═══ Given information

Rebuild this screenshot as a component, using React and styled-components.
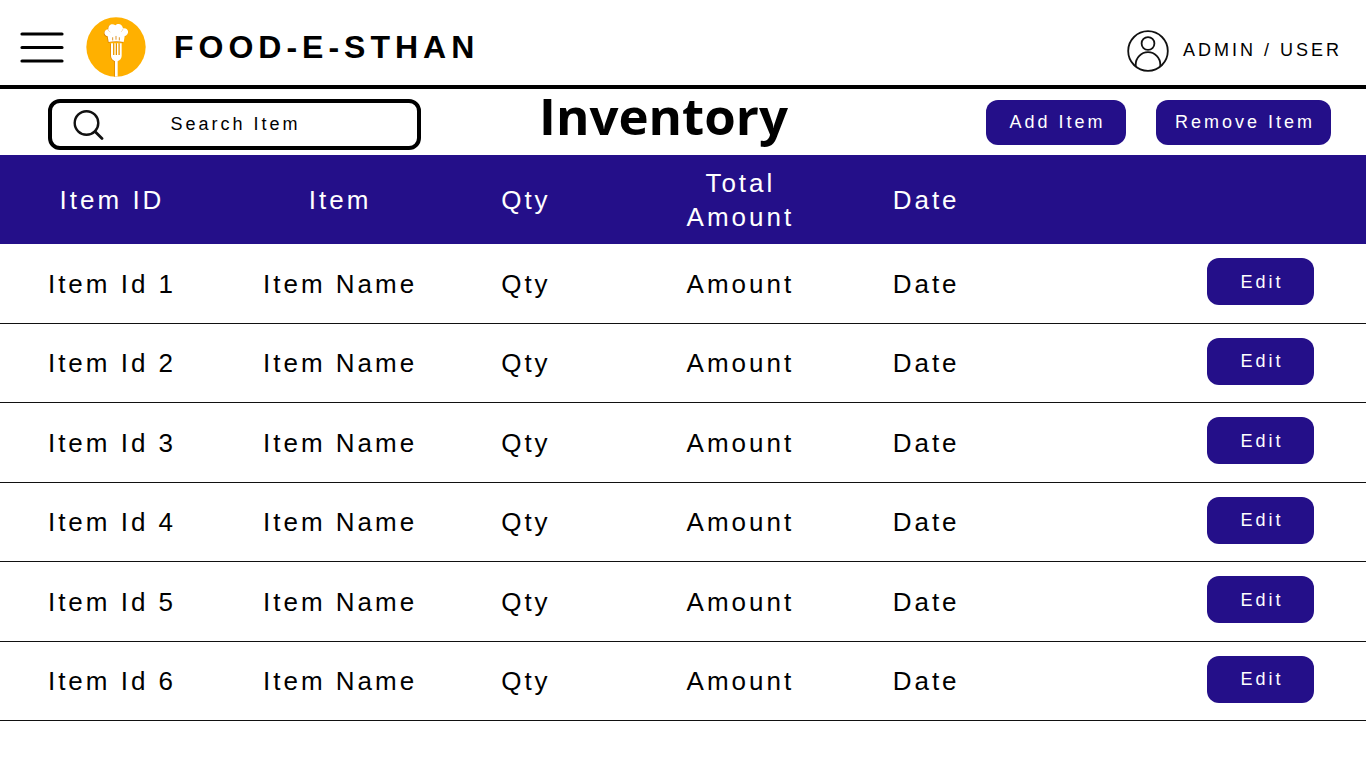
import React from "react";
import styled, { createGlobalStyle } from "styled-components";

const purple = "#240f89";

const GlobalStyle = createGlobalStyle`
  * { box-sizing: border-box; }
  body {
    margin: 0;
    background: #fff;
    color: #000;
    font-family: "Liberation Sans", Arial, sans-serif;
  }
`;

const Header = styled.header`
  display: flex;
  align-items: center;
  height: 89px;
  padding: 8px 24px 0 20px;
  border-bottom: 4px solid #000;
`;

const MenuButton = styled.button`
  display: flex;
  padding: 0;
  border: 0;
  background: none;
  cursor: pointer;
`;

const Brand = styled.a`
  display: flex;
  align-items: center;
  gap: 28px;
  margin-left: 22px;
  color: inherit;
  font-size: 32px;
  font-weight: 700;
  line-height: 40px;
  letter-spacing: 5px;
  text-decoration: none;
  white-space: nowrap;
`;

const UserLink = styled.a`
  display: flex;
  align-items: center;
  gap: 14px;
  margin: 8px 0 0 auto;
  color: inherit;
  font-size: 18px;
  letter-spacing: 3px;
  text-decoration: none;
  white-space: nowrap;
`;

const Toolbar = styled.section`
  display: flex;
  align-items: center;
  height: 66px;
  padding: 0 35px 0 48px;
`;

const SearchBox = styled.label`
  display: flex;
  align-items: center;
  flex: 0 1 373px;
  height: 51px;
  margin-top: 4px;
  padding: 0 50px 0 21px;
  border: 4px solid #000;
  border-radius: 12px;
`;

const SearchInput = styled.input`
  flex: 1;
  min-width: 0;
  padding: 0;
  border: 0;
  outline: 0;
  background: none;
  color: #000;
  font: inherit;
  font-size: 18px;
  letter-spacing: 3px;
  text-align: center;
  &::placeholder { color: #000; opacity: 1; }
`;

const Title = styled.h1`
  margin: 0 24px 14px 118px;
  font-family: "Open Sans", sans-serif;
  font-size: 51px;
  font-weight: 700;
  line-height: 60px;
`;

const Actions = styled.div`
  display: flex;
  gap: 30px;
  margin-left: auto;
`;

const Button = styled.button`
  width: ${(p) => p.$width}px;
  height: ${(p) => p.$height || 45}px;
  padding: 0 0 0 3px;
  border: 0;
  border-radius: 12px;
  background: ${purple};
  color: #fff;
  font: inherit;
  font-size: 18px;
  letter-spacing: 3px;
  white-space: nowrap;
  cursor: pointer;
`;

const Table = styled.table`
  width: 100%;
  table-layout: fixed;
  border-collapse: separate;
  border-spacing: 0;
  font-size: 26px;
  line-height: 34px;
  letter-spacing: 3px;
`;

const Col = styled.col`
  width: ${(p) => p.$width};
`;

const HeadCell = styled.th`
  height: 89px;
  padding: 0;
  background: ${purple};
  color: #fff;
  font-weight: 400;
  text-align: center;
  white-space: nowrap;
`;

const Row = styled.tr`
  height: 79px;
  &:nth-child(odd) { height: 80px; }
`;

const Cell = styled.td`
  padding: 0;
  border-bottom: 1px solid #111;
  text-align: center;
  white-space: nowrap;
`;

const ActionCell = styled(Cell)`
  padding: 0 52px 4px 0;
  text-align: right;
  line-height: 0;
`;

const MenuIcon = () => (
  <svg width="44" height="32" viewBox="0 0 44 32" aria-hidden="true">
    <path d="M2 3H42M2 16.500H42M2 30H42" stroke="#000" strokeWidth="3.2" strokeLinecap="round" />
  </svg>
);

const Logo = () => (
  <svg width="60" height="60" viewBox="0 0 180 180" aria-hidden="true">
    <defs>
      <clipPath id="disc"><circle cx="90" cy="90" r="89" /></clipPath>
    </defs>
    <circle cx="90" cy="90" r="89" fill="#ffb000" />
    <g clipPath="url(#disc)">
      <path d="M68 75L65 58C51 55 53 38 67 37C66 22 80 18 88 25C97 16 110 23 111 34C130 32 131 53 116 58L113 75Q91 70 68 75Z" fill="#d98200" transform="translate(-2 2)" />
      <path d="M68 75L65 58C51 55 53 38 67 37C66 22 80 18 88 25C97 16 110 23 111 34C130 32 131 53 116 58L113 75Q91 70 68 75Z" fill="#fff" />
      <path d="M80 69V62M90 67V58M100 69V62" fill="none" stroke="#d98200" strokeWidth="2.500" strokeLinecap="round" />
      <path d="M66 38Q67 43 72 45M111 36Q110 42 106 44" fill="none" stroke="#f3c98a" strokeWidth="2" strokeLinecap="round" />
      <path d="M75 79H81V114H85V79H89V114H93V79H97V114H101V79H107V117Q106 128 95 133V180H87V133Q76 128 75 117Z" fill="#d98200" transform="translate(-2 1)" />
      <path d="M75 79H81V114H85V79H89V114H93V79H97V114H101V79H107V117Q106 128 95 133V180H87V133Q76 128 75 117Z" fill="#fff" />
    </g>
  </svg>
);

const UserIcon = () => (
  <svg width="42" height="42" viewBox="0 0 42 42" fill="none" stroke="#111" strokeWidth="1.800" aria-hidden="true">
    <circle cx="21" cy="21" r="19.800" />
    <circle cx="21" cy="13.500" r="6.400" />
    <path d="M8.700 36V34.500A12.300 12.300 0 0 1 33.300 34.500V36" />
  </svg>
);

const SearchIcon = () => (
  <svg width="31" height="31" viewBox="0 0 31 31" fill="none" stroke="#111" aria-hidden="true">
    <circle cx="13.500" cy="14" r="11.800" strokeWidth="2.400" />
    <path d="M22 22.500L29 29.500" strokeWidth="2.800" strokeLinecap="round" />
  </svg>
);

const items = [1, 2, 3, 4, 5, 6].map((n) => ({
  id: `Item Id ${n}`,
  name: "Item Name",
  qty: "Qty",
  amount: "Amount",
  date: "Date",
}));

export default function App() {
  return (
    <>
      <GlobalStyle />
      <Header>
        <MenuButton type="button" aria-label="Menu"><MenuIcon /></MenuButton>
        <Brand href="#home"><Logo />FOOD-E-STHAN</Brand>
        <UserLink href="#account"><UserIcon />ADMIN / USER</UserLink>
      </Header>
      <main>
        <Toolbar>
          <SearchBox>
            <SearchIcon />
            <SearchInput type="text" placeholder="Search Item" aria-label="Search Item" />
          </SearchBox>
          <Title>Inventory</Title>
          <Actions>
            <Button type="button" $width={140}>Add Item</Button>
            <Button type="button" $width={175}>Remove Item</Button>
          </Actions>
        </Toolbar>
        <Table>
          <colgroup>
            <Col $width="16.4%" />
            <Col $width="17%" />
            <Col $width="10.2%" />
            <Col $width="21.2%" />
            <Col $width="6%" />
            <Col />
          </colgroup>
          <thead>
            <tr>
              <HeadCell scope="col">Item ID</HeadCell>
              <HeadCell scope="col">Item</HeadCell>
              <HeadCell scope="col">Qty</HeadCell>
              <HeadCell scope="col">Total<br />Amount</HeadCell>
              <HeadCell scope="col">Date</HeadCell>
              <HeadCell scope="col" aria-label="Actions" />
            </tr>
          </thead>
          <tbody>
            {items.map((item) => (
              <Row key={item.id}>
                <Cell>{item.id}</Cell>
                <Cell>{item.name}</Cell>
                <Cell>{item.qty}</Cell>
                <Cell>{item.amount}</Cell>
                <Cell>{item.date}</Cell>
                <ActionCell>
                  <Button type="button" $width={107} $height={47}>Edit</Button>
                </ActionCell>
              </Row>
            ))}
          </tbody>
        </Table>
      </main>
    </>
  );
}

══════

Exercise instructions
Copy out each line exactly, without the pictures.

Answer for this exercise
Rebuild this screenshot as a component, using React and styled-components.
import React from "react";
import styled, { createGlobalStyle } from "styled-components";

const purple = "#240f89";

const GlobalStyle = createGlobalStyle`
  * { box-sizing: border-box; }
  body {
    margin: 0;
    background: #fff;
    color: #000;
    font-family: "Liberation Sans", Arial, sans-serif;
  }
`;

const Header = styled.header`
  display: flex;
  align-items: center;
  height: 89px;
  padding: 8px 24px 0 20px;
  border-bottom: 4px solid #000;
`;

const MenuButton = styled.button`
  display: flex;
  padding: 0;
  border: 0;
  background: none;
  cursor: pointer;
`;

const Brand = styled.a`
  display: flex;
  align-items: center;
  gap: 28px;
  margin-left: 22px;
  color: inherit;
  font-size: 32px;
  font-weight: 700;
  line-height: 40px;
  letter-spacing: 5px;
  text-decoration: none;
  white-space: nowrap;
`;

const UserLink = styled.a`
  display: flex;
  align-items: center;
  gap: 14px;
  margin: 8px 0 0 auto;
  color: inherit;
  font-size: 18px;
  letter-spacing: 3px;
  text-decoration: none;
  white-space: nowrap;
`;

const Toolbar = styled.section`
  display: flex;
  align-items: center;
  height: 66px;
  padding: 0 35px 0 48px;
`;

const SearchBox = styled.label`
  display: flex;
  align-items: center;
  flex: 0 1 373px;
  height: 51px;
  margin-top: 4px;
  padding: 0 50px 0 21px;
  border: 4px solid #000;
  border-radius: 12px;
`;

const SearchInput = styled.input`
  flex: 1;
  min-width: 0;
  padding: 0;
  border: 0;
  outline: 0;
  background: none;
  color: #000;
  font: inherit;
  font-size: 18px;
  letter-spacing: 3px;
  text-align: center;
  &::placeholder { color: #000; opacity: 1; }
`;

const Title = styled.h1`
  margin: 0 24px 14px 118px;
  font-family: "Open Sans", sans-serif;
  font-size: 51px;
  font-weight: 700;
  line-height: 60px;
`;

const Actions = styled.div`
  display: flex;
  gap: 30px;
  margin-left: auto;
`;

const Button = styled.button`
  width: ${(p) => p.$width}px;
  height: ${(p) => p.$height || 45}px;
  padding: 0 0 0 3px;
  border: 0;
  border-radius: 12px;
  background: ${purple};
  color: #fff;
  font: inherit;
  font-size: 18px;
  letter-spacing: 3px;
  white-space: nowrap;
  cursor: pointer;
`;

const Table = styled.table`
  width: 100%;
  table-layout: fixed;
  border-collapse: separate;
  border-spacing: 0;
  font-size: 26px;
  line-height: 34px;
  letter-spacing: 3px;
`;

const Col = styled.col`
  width: ${(p) => p.$width};
`;

const HeadCell = styled.th`
  height: 89px;
  padding: 0;
  background: ${purple};
  color: #fff;
  font-weight: 400;
  text-align: center;
  white-space: nowrap;
`;

const Row = styled.tr`
  height: 79px;
  &:nth-child(odd) { height: 80px; }
`;

const Cell = styled.td`
  padding: 0;
  border-bottom: 1px solid #111;
  text-align: center;
  white-space: nowrap;
`;

const ActionCell = styled(Cell)`
  padding: 0 52px 4px 0;
  text-align: right;
  line-height: 0;
`;

const MenuIcon = () => (
  <svg width="44" height="32" viewBox="0 0 44 32" aria-hidden="true">
    <path d="M2 3H42M2 16.500H42M2 30H42" stroke="#000" strokeWidth="3.2" strokeLinecap="round" />
  </svg>
);

const Logo = () => (
  <svg width="60" height="60" viewBox="0 0 180 180" aria-hidden="true">
    <defs>
      <clipPath id="disc"><circle cx="90" cy="90" r="89" /></clipPath>
    </defs>
    <circle cx="90" cy="90" r="89" fill="#ffb000" />
    <g clipPath="url(#disc)">
      <path d="M68 75L65 58C51 55 53 38 67 37C66 22 80 18 88 25C97 16 110 23 111 34C130 32 131 53 116 58L113 75Q91 70 68 75Z" fill="#d98200" transform="translate(-2 2)" />
      <path d="M68 75L65 58C51 55 53 38 67 37C66 22 80 18 88 25C97 16 110 23 111 34C130 32 131 53 116 58L113 75Q91 70 68 75Z" fill="#fff" />
      <path d="M80 69V62M90 67V58M100 69V62" fill="none" stroke="#d98200" strokeWidth="2.500" strokeLinecap="round" />
      <path d="M66 38Q67 43 72 45M111 36Q110 42 106 44" fill="none" stroke="#f3c98a" strokeWidth="2" strokeLinecap="round" />
      <path d="M75 79H81V114H85V79H89V114H93V79H97V114H101V79H107V117Q106 128 95 133V180H87V133Q76 128 75 117Z" fill="#d98200" transform="translate(-2 1)" />
      <path d="M75 79H81V114H85V79H89V114H93V79H97V114H101V79H107V117Q106 128 95 133V180H87V133Q76 128 75 117Z" fill="#fff" />
    </g>
  </svg>
);

const UserIcon = () => (
  <svg width="42" height="42" viewBox="0 0 42 42" fill="none" stroke="#111" strokeWidth="1.800" aria-hidden="true">
    <circle cx="21" cy="21" r="19.800" />
    <circle cx="21" cy="13.500" r="6.400" />
    <path d="M8.700 36V34.500A12.300 12.300 0 0 1 33.300 34.500V36" />
  </svg>
);

const SearchIcon = () => (
  <svg width="31" height="31" viewBox="0 0 31 31" fill="none" stroke="#111" aria-hidden="true">
    <circle cx="13.500" cy="14" r="11.800" strokeWidth="2.400" />
    <path d="M22 22.500L29 29.500" strokeWidth="2.800" strokeLinecap="round" />
  </svg>
);

const items = [1, 2, 3, 4, 5, 6].map((n) => ({
  id: `Item Id ${n}`,
  name: "Item Name",
  qty: "Qty",
  amount: "Amount",
  date: "Date",
}));

export default function App() {
  return (
    <>
      <GlobalStyle />
      <Header>
        <MenuButton type="button" aria-label="Menu"><MenuIcon /></MenuButton>
        <Brand href="#home"><Logo />FOOD-E-STHAN</Brand>
        <UserLink href="#account"><UserIcon />ADMIN / USER</UserLink>
      </Header>
      <main>
        <Toolbar>
          <SearchBox>
            <SearchIcon />
            <SearchInput type="text" placeholder="Search Item" aria-label="Search Item" />
          </SearchBox>
          <Title>Inventory</Title>
          <Actions>
            <Button type="button" $width={140}>Add Item</Button>
            <Button type="button" $width={175}>Remove Item</Button>
          </Actions>
        </Toolbar>
        <Table>
          <colgroup>
            <Col $width="16.4%" />
            <Col $width="17%" />
            <Col $width="10.2%" />
            <Col $width="21.2%" />
            <Col $width="6%" />
            <Col />
          </colgroup>
          <thead>
            <tr>
              <HeadCell scope="col">Item ID</HeadCell>
              <HeadCell scope="col">Item</HeadCell>
              <HeadCell scope="col">Qty</HeadCell>
              <HeadCell scope="col">Total<br />Amount</HeadCell>
              <HeadCell scope="col">Date</HeadCell>
              <HeadCell scope="col" aria-label="Actions" />
            </tr>
          </thead>
          <tbody>
            {items.map((item) => (
              <Row key={item.id}>
                <Cell>{item.id}</Cell>
                <Cell>{item.name}</Cell>
                <Cell>{item.qty}</Cell>
                <Cell>{item.amount}</Cell>
                <Cell>{item.date}</Cell>
                <ActionCell>
                  <Button type="button" $width={107} $height={47}>Edit</Button>
                </ActionCell>
              </Row>
            ))}
          </tbody>
        </Table>
      </main>
    </>
  );
}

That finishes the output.